Erster Redner nach der obligatorischen Begrüßung durch Landesfachgruppenleiter Jens Cordes war der neue Landesinnungsmeister SHK Marco Hanke, der für den der Kontakt mit einer so großen Zahl an Ofenbauern auch eine Premiere darstellte. Aus dem klassischen Heizungsfach kommend, plädierte er auch für den Bereich Ofenbau für Technologieoffenheit im Wärmesektor – ohne Holzfeuerung sei die Energiewende nicht zu schaffen. Dann wurde er noch ernster, als er sagte: „Die Branche blüht, aber es gibt keinen Nachwuchs.“ Das sei kein neues, aber eines der drängendsten Probleme dieser Zeit. Mit einer weiterhin positiven Geschäftsentwicklung rechnet er auch für den weiteren Jahresverlauf.
Nach einem kurzen Grußwort von Jörg Kibellus, Landesinnungsobermeister der Schornsteinfeger in Mecklenburg-Vorpommern nahm ZVSHK-Referent Tim Froitzheim das Stöckchen „Abgasanlagen“ auf und erklärte in Grundzügen die neuen Ableitbedingungen – nicht ohne mit der ihm eigenen Ironie seiner tiefen Enttäuschung über den Ablauf des Verfahrens und die beschlossene „Lösung“ Ausdruck zu verleihen. „Die geänderten Ableitbedingungen sind das komplizierte Monster geworden, vor dem wir immer gewarnt haben – alle Versuche, auf die Politik einzuwirken, um eine praxisgerechte Lösung zu erreichen, blieben ungehört“, so Froitzheim, „der Klopfer ist allerdings, der Satz in §19: ‚Können mit der Ausführung nach den Sätzen 1–5 (Anm.: darin ist die regelhafte Ableitung beschrieben) schädliche Umwelteinwirkungen nicht verhindert werden, muss der Schornstein gemäß der Richtlinie VDI 3781 Blatt 4 (Ausgabe Juli 2017) unter Berücksichtigung der vorgelagerten Bebauung und Hanglage ausgeführt werden‘. ‚Schädliche Umwelteinwirkungen‘ sind ein Gummibegriff, mit dem alles ausgehebelt werden kann, was in den Sätzen davor stand. Da geht es eher um Nachbarschaftsbeschwerden als um harte physikalische Größen, und das sorgt für absolute Planungsunsicherheit. Unsere Kritik wendete sich unter anderem daran, dass selbst der jetzt festgeschriebenen VDI eine sinnvolle physikalische Grundlage fehlt.“ Weiter ist in dem §19 die Rede davon, dass bei „Unverhältnismäßigkeit“ der Anforderungen aus Satz 1 bis 6 der Absatz 2 anzuwenden sei. Dieser sei bekannt – er entspricht der alten verschärften BImSchV-Regelung aus dem Jahr 2010. Immerhin: Bestandsanlagen, auch wenn diese wesentlich geändert werden, sind nach der aktuellen Regelung dank Verbändearbeit zum Glück nicht betroffen. Auch beim Wechsel des Brennstoffs bleibt es bei der Ausführung nach Absatz 2, also der alten Regelung. „Jetzt gibt es trotzdem noch jede Menge Auslegungsfragen, deren Klärungszeitpunkt allerdings zurzeit ungewiss ist“, so Tim Froitzheim.

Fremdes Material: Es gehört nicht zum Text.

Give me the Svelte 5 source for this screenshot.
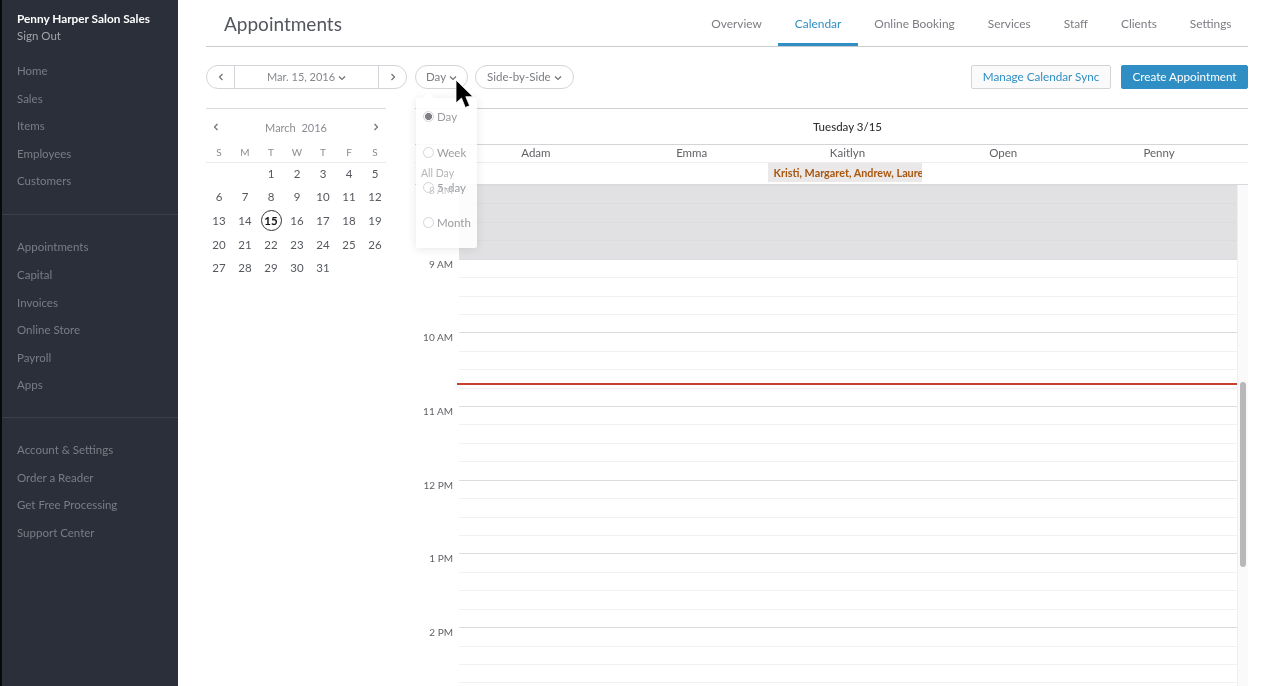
<script>
  const navGroups = [
    ["Home", "Sales", "Items", "Employees", "Customers"],
    ["Appointments", "Capital", "Invoices", "Online Store", "Payroll", "Apps"],
    ["Account & Settings", "Order a Reader", "Get Free Processing", "Support Center"],
  ];
  const tabs = ["Overview", "Calendar", "Online Booking", "Services", "Staff", "Clients", "Settings"];
  const weekdays = ["S", "M", "T", "W", "T", "F", "S"];
  // March 2016 starts on a Tuesday
  const days = [null, null, ...Array.from({ length: 31 }, (_, i) => i + 1)];
  const staff = ["Adam", "Emma", "Kaitlyn", "Open", "Penny"];
  const hours = ["8 AM", "9 AM", "10 AM", "11 AM", "12 PM", "1 PM", "2 PM"];
  const views = ["Day", "Week", "5-day", "Month"];
</script>

<div class="page">
  <aside class="sidebar">
    <div class="account">
      <strong>Penny Harper Salon Sales</strong>
      <span>Sign Out</span>
    </div>
    {#each navGroups as group, i}
      <nav class="group" class:ruled={i > 0}>
        {#each group as item}
          <span class="link">{item}</span>
        {/each}
      </nav>
    {/each}
  </aside>

  <main>
    <header>
      <h1>Appointments</h1>
      <div class="tabs">
        {#each tabs as tab}
          <span class="tab" class:active={tab === "Calendar"}>{tab}</span>
        {/each}
      </div>
    </header>

    <div class="toolbar">
      <div class="pager">
        <span class="step">
          <svg width="6" height="8" viewBox="0 0 6 8"><path d="M4.5 1 1.5 4l3 3" /></svg>
        </span>
        <span class="date">Mar. 15, 2016 <svg width="8" height="6" viewBox="0 0 8 6"><path d="M1 1.5l3 3 3-3" /></svg></span>
        <span class="step">
          <svg width="6" height="8" viewBox="0 0 6 8"><path d="M1.5 1l3 3-3 3" /></svg>
        </span>
      </div>
      <span class="pill day">Day <svg width="8" height="6" viewBox="0 0 8 6"><path d="M1 1.5l3 3 3-3" /></svg></span>
      <span class="pill side">Side-by-Side <svg width="8" height="6" viewBox="0 0 8 6"><path d="M1 1.5l3 3 3-3" /></svg></span>
      <span class="btn sync">Manage Calendar Sync</span>
      <span class="btn create">Create Appointment</span>
    </div>

    <div class="body">
      <section class="mini">
        <div class="mini-head">
          <svg width="6" height="8" viewBox="0 0 6 8"><path d="M4.5 1 1.5 4l3 3" /></svg>
          <span>March&nbsp; 2016</span>
          <svg width="6" height="8" viewBox="0 0 6 8"><path d="M1.5 1l3 3-3 3" /></svg>
        </div>
        <div class="weekdays">
          {#each weekdays as d}<span>{d}</span>{/each}
        </div>
        <div class="days">
          {#each days as d}
            <span class:today={d === 15}>{d ?? ""}</span>
          {/each}
        </div>
      </section>

      <section class="schedule">
        <div class="date-title">Tuesday 3/15</div>
        <div class="staff">
          {#each staff as name}<span>{name}</span>{/each}
        </div>
        <div class="allday">
          <span class="allday-label">All Day</span>
          <div class="allday-cols">
            <span></span><span></span>
            <span class="event"><b>Kristi, Margaret, Andrew, Laure</b></span>
            <span></span><span></span>
          </div>
        </div>
        <div class="grid">
          <div class="hours">
            {#each hours as hour, i}
              <div class="hour">
                <span class="hour-label">{hour}</span>
                <div class="slots" class:closed={i === 0}>
                  <i></i><i></i><i></i><i></i>
                </div>
              </div>
            {/each}
          </div>
          <div class="now"></div>
          <div class="track"><div class="thumb"></div></div>
        </div>

        <div class="popover">
          <div class="arrow"></div>
          {#each views as v, i}
            <div class="option">
              <span class="radio" class:on={i === 0}></span>{v}
            </div>
          {/each}
        </div>
      </section>
    </div>
  </main>

  <svg class="cursor" width="20" height="32" viewBox="0 0 20 32">
    <path d="M1 1v23l5.500-5 3.800 9.500 4.300-1.800-3.800-9h7.200z" fill="#000" stroke="#fff" stroke-width="0.8" />
  </svg>
</div>

<style>
  :global(body) {
    margin: 0;
    background: #fff;
  }

  .page {
    position: relative;
    display: flex;
    height: 686px;
    overflow: hidden;
    font-family: Lato, "Open Sans", sans-serif;
    font-size: 11.5px;
    color: #6f7177;
    filter: blur(0.35px);
  }

  .sidebar {
    box-sizing: border-box;
    width: 178px;
    flex: none;
    border-left: 2px solid #08090b;
    background: #2b2f39;
    padding-left: 15px;
    margin-right: 28px;
    color: #797d86;
  }
  .account {
    display: flex;
    flex-direction: column;
    gap: 4px;
    padding-top: 12px;
    line-height: 13px;
  }
  .account strong {
    color: #fff;
    font-weight: 700;
    font-size: 11.8px;
    white-space: nowrap;
  }
  .account span {
    color: #a2a5ab;
  }
  .group {
    display: flex;
    flex-direction: column;
    padding-top: 15px;
    padding-bottom: 19px;
  }
  .group.ruled {
    border-top: 1px solid #3b3f49;
    margin-left: -15px;
    padding-left: 15px;
    padding-top: 18.500px;
    padding-bottom: 18px;
  }
  .group.ruled:last-of-type {
    padding-top: 18px;
  }
  .link {
    height: 27.6px;
    line-height: 27.6px;
  }

  main {
    flex: 1;
    min-width: 0;
    margin-right: 31px;
    display: flex;
    flex-direction: column;
  }

  header {
    display: flex;
    justify-content: space-between;
    height: 46px;
    border-bottom: 1px solid #c9cacd;
  }
  h1 {
    margin: 0 0 0 18px;
    font-size: 19px;
    font-weight: 400;
    line-height: 48px;
    color: #53565c;
  }
  .tabs {
    display: flex;
    font-size: 11.9px;
  }
  .tab {
    padding: 0 16.5px;
    line-height: 47px;
    color: #7b7d82;
    white-space: nowrap;
  }
  .tab.active {
    color: #2f8fc4;
    box-shadow: inset 0 -3px 0 #2f8fc4;
  }

  .toolbar {
    display: flex;
    align-items: center;
    gap: 8px;
    height: 24px;
    margin-top: 18px;
  }
  .toolbar svg path,
  .mini-head svg path {
    fill: none;
    stroke: #6f7177;
    stroke-width: 1.2;
  }
  .pager {
    display: flex;
    width: 201px;
    height: 24px;
    box-sizing: border-box;
    border: 1px solid #d3d4d7;
    border-radius: 12px;
  }
  .step {
    width: 27px;
    display: flex;
    align-items: center;
    justify-content: center;
  }
  .date {
    flex: 1;
    border: solid #d3d4d7;
    border-width: 0 1px;
    text-align: center;
    line-height: 22px;
    font-size: 11px;
    color: #85878c;
  }
  .pill {
    height: 24px;
    box-sizing: border-box;
    border: 1px solid #d3d4d7;
    border-radius: 12px;
    padding: 0 10px;
    line-height: 22px;
    color: #7b7d82;
    white-space: nowrap;
  }
  .pill.day {
    width: 53px;
  }
  .pill.side {
    margin-left: -1px;
    width: 99px;
    padding: 0 11px;
  }
  .btn {
    height: 24px;
    box-sizing: border-box;
    border-radius: 2px;
    line-height: 21px;
    font-size: 11.7px;
    text-align: center;
    white-space: nowrap;
  }
  .sync {
    width: 140px;
    margin-left: auto;
    margin-right: 2px;
    border: 1px solid #d3d4d7;
    background: #fafafb;
    color: #2f8fc4;
  }
  .create {
    width: 127px;
    border: 1px solid #2f8fc4;
    background: #2f8fc4;
    color: #fff;
  }

  .body {
    display: flex;
    margin-top: 19px;
    gap: 29px;
    min-height: 0;
    flex: 1;
  }

  .mini {
    width: 180px;
    flex: none;
    border-top: 1px solid #d9d9dc;
    color: #55585e;
  }
  .mini-head {
    display: flex;
    align-items: center;
    justify-content: space-between;
    height: 36px;
    padding: 0 7px;
    font-size: 11px;
    color: #8a8c91;
  }
  .weekdays,
  .days {
    display: grid;
    grid-template-columns: repeat(7, 26px);
    text-align: center;
  }
  .weekdays {
    height: 17px;
    line-height: 14px;
    border-bottom: 1px solid #e9e9eb;
    font-size: 10px;
    color: #8a8c91;
  }
  .days {
    margin-top: -1.5px;
  }
  .days span {
    height: 23.7px;
    line-height: 23.7px;
    position: relative;
  }
  .days .today {
    font-weight: 700;
    color: #111;
  }
  .days .today::before {
    content: "";
    position: absolute;
    left: 50%;
    top: 50%;
    width: 19px;
    height: 19px;
    margin: -10.5px 0 0 -10.5px;
    border: 1px solid #333;
    border-radius: 50%;
  }

  .schedule {
    position: relative;
    flex: 1;
    min-width: 0;
    display: flex;
    flex-direction: column;
    border-top: 1px solid #cfd0d3;
  }
  .date-title {
    height: 35px;
    line-height: 35px;
    padding-left: 43px;
    text-align: center;
    padding-right: 11px;
    color: #333;
    font-weight: 500;
  }
  .staff {
    display: grid;
    grid-template-columns: repeat(5, 1fr);
    padding-right: 11px;
    padding-left: 43px;
    height: 17px;
    line-height: 16px;
    border-top: 1px solid #d3d4d7;
    border-bottom: 1px solid #eeeef0;
    text-align: center;
    color: #606266;
  }
  .allday {
    display: flex;
    height: 22px;
    border-bottom: 1px solid #d9d9dc;
    box-sizing: border-box;
  }
  .allday-label {
    position: relative;
    z-index: 3;
    width: 43px;
    flex: none;
    box-sizing: border-box;
    padding-left: 6px;
    line-height: 21px;
    font-size: 10.5px;
    color: #b5b6b9;
  }
  .allday-cols {
    flex: 1;
    display: grid;
    grid-template-columns: repeat(5, 1fr);
    margin-right: 11px;
  }
  .event {
    display: block;
    height: 19px;
    margin-left: -2px;
    margin-right: 3px;
    overflow: hidden;
    background: #eae8e8;
    padding-left: 6px;
    line-height: 20px;
    font-size: 10.8px;
    white-space: nowrap;
    color: #a9560f;
  }

  .grid {
    position: relative;
    flex: 1;
    overflow: hidden;
  }
  .hours {
    padding-right: 11px;
  }
  .hour {
    position: relative;
    height: 73.7px;
    padding-left: 44px;
  }
  .hour-label {
    position: absolute;
    right: calc(100% - 38px);
    top: -1px;
    white-space: nowrap;
    font-size: 10px;
    color: #606266;
  }
  .hour:first-child .hour-label {
    z-index: 3;
    color: #c4c5c8;
  }
  .slots {
    height: 100%;
  }
  .slots i {
    display: block;
    box-sizing: border-box;
    height: 25%;
    border-top: 1px solid #f2f2f3;
  }
  .slots i:first-child {
    border-top-color: #dcdcde;
  }
  .slots.closed {
    background: #e1e0e3;
  }
  .slots.closed i {
    border-top-color: #dcdbde;
  }
  .now {
    position: absolute;
    left: 42px;
    right: 11px;
    top: 198px;
    height: 1.500px;
    background: #c8402f;
  }
  .track {
    position: absolute;
    top: 0;
    right: 0;
    bottom: 0;
    width: 11px;
    background: #fafafa;
    border-left: 1px solid #efeff0;
    box-sizing: border-box;
  }
  .thumb {
    position: absolute;
    left: 2px;
    top: 197px;
    width: 6px;
    height: 185px;
    border-radius: 3px;
    background: #b8b8ba;
  }

  .popover {
    position: absolute;
    z-index: 2;
    left: 1px;
    top: -11px;
    width: 61px;
    height: 150px;
    box-sizing: border-box;
    padding-top: 1px;
    background: rgba(255, 255, 255, 0.88);
    border-radius: 2px;
    box-shadow: 0 1px 10px rgba(0, 0, 0, 0.1);
  }
  .arrow {
    position: absolute;
    left: 8px;
    top: -4px;
    width: 8px;
    height: 8px;
    background: #fff;
    transform: rotate(45deg);
  }
  .option {
    position: relative;
    display: flex;
    align-items: center;
    gap: 3px;
    height: 35.4px;
    padding-left: 7px;
    color: #9a9ca0;
    white-space: nowrap;
  }
  .radio {
    width: 9px;
    height: 9px;
    border: 1px solid #d3d4d7;
    border-radius: 50%;
    flex: none;
    background: #fff;
  }
  .radio.on {
    background: radial-gradient(circle, #808185 0 3.2px, #fff 3.8px);
  }

  .cursor {
    position: absolute;
    z-index: 5;
    left: 455px;
    top: 79px;
  }
</style>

Im zweiten Teil seines Vortrags ging er auf die hinlänglich bekannten Äußerungen des UBA-Präsidenten Messner aus dem Winter ein, die genau zu dem Zeitpunkt kamen als der neue Luftqualitätsbericht auf der UBA-Seite veröffentlicht wurde. Es sei etwas unfair und ketzerisch, die Situation hier zum Beispiel mit der in Delhi zu vergleichen. Wenn der WHO-Grenzwert von 5 Mikrogramm Staub je Kubikmeter (statt bisher 25) verbindlich würde, lägen auf den Schlag 99 Prozent aller Messstationen über den zulässigen Jahresmittelwerten. Außerdem würden die Grenzwerte auch in Deutschland allein durch natürliche Ursachen immer wieder überschritten. Aber auch schon bei den Messmethoden sei Kritik angebracht, entsprächen doch die Aufstellorte längst nicht überall der Norm, die dafür mal beschlossen wurde. Immerhin sei es seit Kriegsbeginn gegen die Ukraine wieder etwas stiller um das Thema geworden.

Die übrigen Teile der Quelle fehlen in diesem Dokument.